The Post-apocalyptic survival game genre is well understood. What makes each one great -- or not -- is how it uses the standard survival mechanics to deliver interesting gameplay and what unique twists it brings to the table. In The Last Plague: Blight, the titular "Blight" is the X factor that aims to make it stand out in the crowd.
The Last Plague: Blight is set after a mysterious apocalyptic event. A strange plague called the Blight has infected the very land and water itself. That has, in turn, made it very difficult to live off the land without getting infected yourself. (And yet, you're going to try anyway.)
Generally speaking, survival games will force you to either start from scratch or with very little in the way of supplies. The Last Plague: Blight falls firmly into the latter category, although your level of unpreparedness is appalling in some ways.
To your character's credit, you have a hand axe, a knife, a backpack, a bedroll, and a handful of dried sausages. However, you have no canteen and no first-aid kit. These are critical supplies that any person going into the wilderness would have with them, and it's a bit of a stretch for you not to have them.
These small graces aside, you have a long road ahead of you. You need food, water, and shelter -- and you have to get these things while avoiding the Blight and fending off hostile wildlife with little to protect yourself.
Your first encounter with said hostile wildlife will most likely be in the form of a coyote. While your axe is a useful tool, it is much less useful as a weapon. It seems all but impossible to time an attack to hit a charging coyote without sustaining damage yourself. You can make throwing spears within the first few moments of a new game, but these are unreliable at best. The lack of a reliable, effective melee weapon in the early game feels like a glaring omission.
Taking Your Time
Doing anything of significance in The Last Plague: Blight takes time. You're not going to chop down some trees and build a wooden fortress in a couple of hours -- you'll spend the first hour or two struggling to erect a simple structure of sticks and leaves.

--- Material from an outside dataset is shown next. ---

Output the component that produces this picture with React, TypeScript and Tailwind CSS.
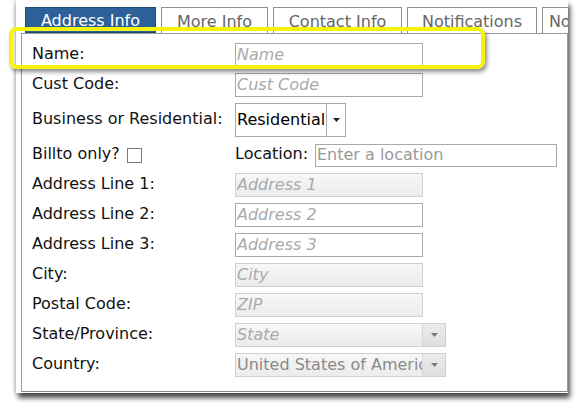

A big part of the problem comes down to how you get basic resources. You'll need long sticks and sticks in large quantities to simply build three walls and a roof. You have an axe and there are trees all around you, so you'd think this shouldn't be a problem.
You need food, water, and shelter -- and you have to get these things while avoiding the Blight and fending off hostile wildlife with little to protect yourself.
Unfortunately, getting these basic resources is more challenging than it has to be. Chopping down a tree will give you a quantity of long sticks and sticks. Long sticks can be converted into sticks. However, logs can only be converted into firewood, and firewood can't be chopped down into smaller pieces.
Compare this to a game like Green Hell -- you can chop down a tree to get logs. Logs can be converted into planks and long sticks, long sticks can be converted into sticks, and sticks can be converted into small sticks. You'll never have a difficult time getting the smaller resources in Green Hell since you can break down the larger ones, but that's not the case in this Early Access version of The Last Plague: Blight as far as I can tell.
These logistical problems extend to other areas. Clay is another essential early-game resource, but you can only get it by meticulously left-clicking on specific deposits which will give you, at most, a hundred or so grams of useful material. It's very fiddly and it doesn't need to be.
The Blight Spreads
Getting the resources you need would be difficult enough in a standard survival game, but The Last Plague: Blight adds another layer of challenge with the mysterious poison floating across the land.
The Blight itself serves as an actual, physical obstacle. Walk into it and you'll fill up a "Blight" meter. If it gets to 100, you die. Simply put, you cannot regularly traipse through infected areas without ending up dead in short order.
This infection mechanic applies to other aspects of gameplay, too. Any animals you kill will be infected with the Blight, and consuming their meat will further infect you. The Blight's infection mechanic puts you on a countdown until you can find some kind of way to either mitigate the infection or reverse it altogether.
Every new day warns you that the Blight is moving, and I imagine that you will not be able to stay in any one area indefinitely. The pressure is slow, but constant. The contamination can even rapidly spread in your backpack if you pick up an infected item.
The Last Plague: Blight Preview - Final Thoughts
The Last Plague: Blight shows promise. The fundamental survival mechanics are entertaining and challenging enough in their own right, and what little of the story I've seen in around 8 hours of play is intriguing.
You can only get it Clay meticulously left-clicking on specific deposits which will give you, at most, a hundred or so grams of useful material. It's very fiddly and it doesn't need to be.
The hook for this game is also, to my mind, the ultimate deciding factor: how will the Blight mechanic work in the long run? Will it be something that you can counteract with some effort or is the Blight consuming the land an inevitability? This one gameplay element will determine the pacing and challenge of The Last Plague: Blight and whether or not it's something you'll enjoy.
The Last Plague: Blight is a survival game that's worth checking out now if you're a fan of the genre -- and especially if you're a fan of a more challenging experience. That said, it genuinely feels like a work in progress in some respects. If you're looking for a refined, balanced gameplay experience, it may be best to wait a while for the developers to smooth out the rough edges.
TechRaptor previewed The Last Plague: Blight on PC via Steam using a copy provided by the publisher.